The U.K. military-run group described receiving a report from the ship’s security manager of hearing “unknown voices over the phone” alongside with the ship’s captain. It said further efforts to contact the ship had failed and that the men who boarded the vessel wore “black military-style uniforms with black masks.”

The private security firm Ambrey said that “four to five armed persons” boarded the ship, which it identified as the oil tanker St. Nikolas. It said the men covered the surveillance cameras as they boarded.

Ambrey said the recently renamed tanker was previously prosecuted and fined for carrying sanctioned Iranian oil. The Suez Rajan was carrying more than 980,000 barrels of Iranian crude oil last year when it was seized and the oil confiscated by the U.S.

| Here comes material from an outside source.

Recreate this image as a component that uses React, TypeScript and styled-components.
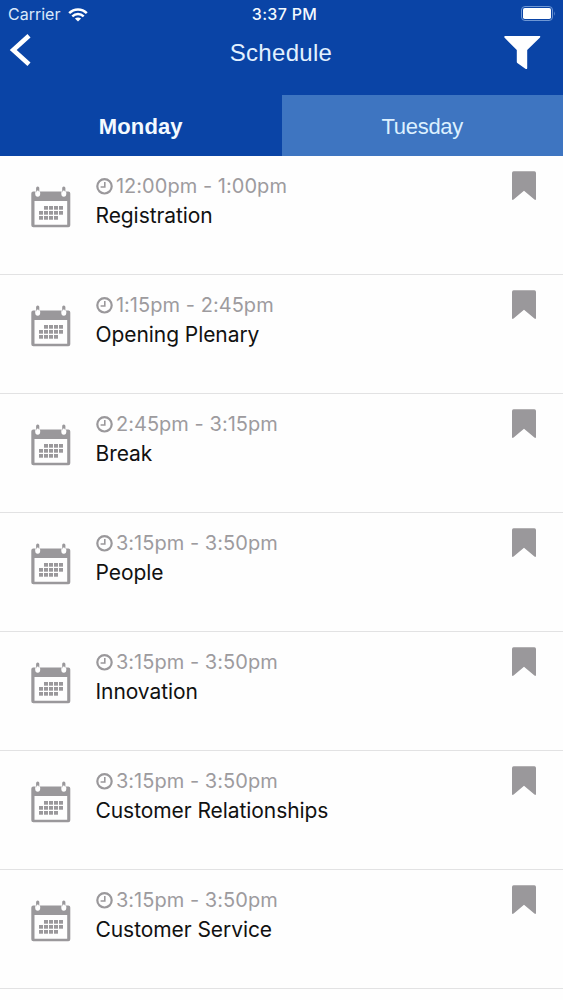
import React from "react";
import styled, { createGlobalStyle } from "styled-components";

const GlobalStyle = createGlobalStyle`
  * { box-sizing: border-box; }
  html, body { margin: 0; padding: 0; background: #fefefe; }
  body { overflow: hidden; }
  svg { display: block; flex: none; }
`;

const Screen = styled.div`
  width: 563px;
  height: 1000px;
  overflow: hidden;
  background: #fefefe;
  font-family: Inter, sans-serif;
`;

const Header = styled.header`
  height: 156px;
  background: #0a44a6;
  color: #f4faff;
`;

const StatusBar = styled.div`
  display: grid;
  grid-template-columns: 1fr auto 1fr;
  align-items: center;
  height: 29px;
  padding: 0 8px 0 8px;
  font-size: 16px;
  line-height: 29px;
`;

const Carrier = styled.div`
  display: flex;
  align-items: center;
  gap: 8px;
  color: #d9e9fb;
  letter-spacing: 0;
`;

const Clock = styled.div`
  font-weight: 500;
  letter-spacing: 0.3px;
  padding-left: 6px;
`;

const BatterySlot = styled.div`
  display: flex;
  justify-content: flex-end;
  padding-bottom: 2px;
`;

const NavBar = styled.div`
  display: grid;
  grid-template-columns: 1fr auto 1fr;
  height: 66px;
  padding: 0 22px 0 9px;
`;

const BackButton = styled.div`
  padding-top: 4px;
`;

const FilterButton = styled.div`
  display: flex;
  justify-content: flex-end;
  padding-top: 7px;
`;

const Title = styled.h1`
  margin: 0;
  padding-left: 12px;
  font-family: "Liberation Sans", sans-serif;
  font-size: 24px;
  font-weight: 400;
  line-height: 48px;
  letter-spacing: 0.3px;
  color: #e2f1ff;
`;

const Tabs = styled.nav`
  display: flex;
  height: 61px;
`;

const Tab = styled.div<{ $active?: boolean }>`
  flex: 1;
  text-align: center;
  font-family: "Liberation Sans", sans-serif;
  font-size: 22px;
  line-height: 64px;
  letter-spacing: ${(p) => (p.$active ? "0.15px" : "-0.3px")};
  font-weight: ${(p) => (p.$active ? 700 : 400)};
  color: ${(p) => (p.$active ? "#f4faff" : "#dcf0ff")};
  background: ${(p) => (p.$active ? "#0a44a6" : "#3e75c1")};
`;

const Row = styled.div`
  display: flex;
  align-items: flex-start;
  height: 119px;
  padding: 15px 27px 0 31px;
  border-bottom: 1px solid #e2e2e3;
`;

const CalendarSlot = styled.div`
  width: 64.5px;
  padding-top: 15px;
`;

const Details = styled.div`
  flex: 1;
`;

const Time = styled.div`
  display: flex;
  align-items: center;
  gap: 3.4px;
  height: 30px;
  font-size: 20px;
  line-height: 30px;
  letter-spacing: 0.04px;
  color: #9d9b9e;
  white-space: nowrap;
`;

const Name = styled.div`
  font-size: 21px;
  line-height: 30px;
  letter-spacing: -0.07px;
  color: #111;
  white-space: nowrap;
`;

const WifiIcon = () => (
  <svg width="20" height="14" viewBox="0 0 20 14" fill="none" stroke="#fff" strokeWidth="2.5">
    <path d="M1.2 5.2C6.2.2 13.8.2 18.8 5.2" />
    <path d="M4.3 8.4C7.6 5.3 12.4 5.3 15.7 8.4" />
    <path d="M10 13.6 6.9 10.6C8.7 9 11.3 9 13.1 10.6Z" fill="#fff" stroke="none" />
  </svg>
);

const BatteryIcon = () => (
  <svg width="34" height="15" viewBox="0 0 34 15">
    <rect x="0.5" y="0.5" width="31" height="14" rx="3.5" fill="none" stroke="#6f97d4" />
    <rect x="2" y="2" width="28" height="11" rx="1.8" fill="#fff" />
    <path d="M33 5.2Q34.2 7.5 33 9.8Z" fill="#7fa3da" />
  </svg>
);

const BackIcon = () => (
  <svg width="24" height="34" viewBox="0 0 24 34" fill="none" stroke="#fff" strokeWidth="4.6">
    <path d="M20 2.8 4.2 17 20 31.2" />
  </svg>
);

const FilterIcon = () => (
  <svg width="37" height="34" viewBox="0 0 37 34" fill="#fff">
    <path d="M1 0H35.6Q36.8 .4 36 1.5L23.2 14V32.2Q22.8 33.6 21.4 32.7L13.3 27Q12.8 26.6 12.8 26V14L.4 1.5Q0 .4 1 0Z" />
  </svg>
);

const dots = [
  [13, 20], [18, 20], [23, 20], [28, 20],
  [8, 25], [13, 25], [18, 25], [23, 25], [28, 25],
  [8, 30], [13, 30], [18, 30], [23, 30],
];

const CalendarIcon = () => (
  <svg width="40" height="42" viewBox="0 0 40 42" fill="#9a989b">
    <path
      fillRule="evenodd"
      d="M2.3 5.5H37.3Q39.3 5.5 39.3 7.5V39.3Q39.3 41.3 37.3 41.3H2.3Q.3 41.3 .3 39.3V7.5Q.3 5.5 2.3 5.5ZM3.5 15V38.7H36.2V15Z"
    />
    {[6.7, 32.8].map((x) => (
      <g key={x}>
        <ellipse cx={x} cy="7.5" rx="2.5" ry="3.2" fill="#fff" />
        <rect x={x - 1.6} y="0.5" width="3.2" height="6" rx="1.5" />
        <rect x={x - 1.2} y="4.5" width="2.4" height="5.4" rx="1.2" fill="#fff" />
      </g>
    ))}
    {dots.map(([x, y]) => (
      <rect key={`${x}-${y}`} x={x} y={y} width="4" height="3.7" />
    ))}
  </svg>
);

const ClockIcon = () => (
  <svg width="17" height="17" viewBox="0 0 17 17" fill="none" stroke="#9a989b">
    <circle cx="8.5" cy="8.3" r="7.2" strokeWidth="2.2" />
    <path d="M8.8 4V9H4.6" strokeWidth="1.6" />
  </svg>
);

const BookmarkIcon = () => (
  <svg width="24" height="30" viewBox="0 0 24 30" fill="#9a989b">
    <path d="M1.6 0.3H22.4Q24 0.3 24 1.9V28.2Q23.6 29.4 22.4 28.6L12 19.7 1.6 28.6Q.4 29.4 0 28.2V1.9Q0 0.3 1.6 0.3Z" />
  </svg>
);

const sessions = [
  { time: "12:00pm - 1:00pm", name: "Registration" },
  { time: "1:15pm - 2:45pm", name: "Opening Plenary" },
  { time: "2:45pm - 3:15pm", name: "Break" },
  { time: "3:15pm - 3:50pm", name: "People" },
  { time: "3:15pm - 3:50pm", name: "Innovation" },
  { time: "3:15pm - 3:50pm", name: "Customer Relationships" },
  { time: "3:15pm - 3:50pm", name: "Customer Service" },
];

export default function App() {
  return (
    <Screen>
      <GlobalStyle />
      <Header>
        <StatusBar>
          <Carrier>
            Carrier
            <WifiIcon />
          </Carrier>
          <Clock>3:37 PM</Clock>
          <BatterySlot>
            <BatteryIcon />
          </BatterySlot>
        </StatusBar>
        <NavBar>
          <BackButton>
            <BackIcon />
          </BackButton>
          <Title>Schedule</Title>
          <FilterButton>
            <FilterIcon />
          </FilterButton>
        </NavBar>
        <Tabs>
          <Tab $active>Monday</Tab>
          <Tab>Tuesday</Tab>
        </Tabs>
      </Header>
      <main>
        {sessions.map((s) => (
          <Row key={s.name}>
            <CalendarSlot>
              <CalendarIcon />
            </CalendarSlot>
            <Details>
              <Time>
                <ClockIcon />
                {s.time}
              </Time>
              <Name>{s.name}</Name>
            </Details>
            <BookmarkIcon />
          </Row>
        ))}
      </main>
    </Screen>
  );
}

The U.S. said at the time that Iran’s Islamic Revolutionary Guard Corps (IRGC) had been trying to send “contraband” Iranian oil to China, in violation of U.S. sanctions.

Iran has been under crippling U.S. sanctions reimposed following Washington’s 2018 withdrawal from a landmark nuclear deal. The sanctions target Iranian oil and petrochemical sales in a bid to reduce Iran’s energy exports.

Iran has responded with tit-for-tat measures in the past after the oil confiscations.

Shortly after the seizure last year, Iran captured two tankers – the Marshall Islands-flagged Advantage Sweet as it sailed toward the U.S. in the Gulf of Oman, and then the Greek-owned Niovi, as it traveled from Dubai to Fujairah.

The Gulf of Oman, a key route for the oil industry that separates Oman and Iran, has witnessed a series of seizures and attacks over the years, often involving Iran.

Shipping in the resource-rich region is on heightened alert following weeks of drone and missile attacks by Yemen’s Houthi rebels on shipping in the Red Sea, including their largest barrage ever of drones and missiles launched late Tuesday.

That has raised the risk of possible retaliatory strikes by U.S.-led forces now patrolling the vital waterway, especially after a United Nations Security Council vote on Wednesday condemning the Houthis, and as American and British officials warned of potential consequences over the attacks.

IRNA news agency, quoting the Iranian Navy’s public relations office, said St. Nikolas was “being transferred to the ports of the Islamic Republic for delivery to the judicial authorities.”

Satellite-tracking data analyzed by AP last showed the tanker had turned and headed toward the port of Bandar-e Jask in Iran.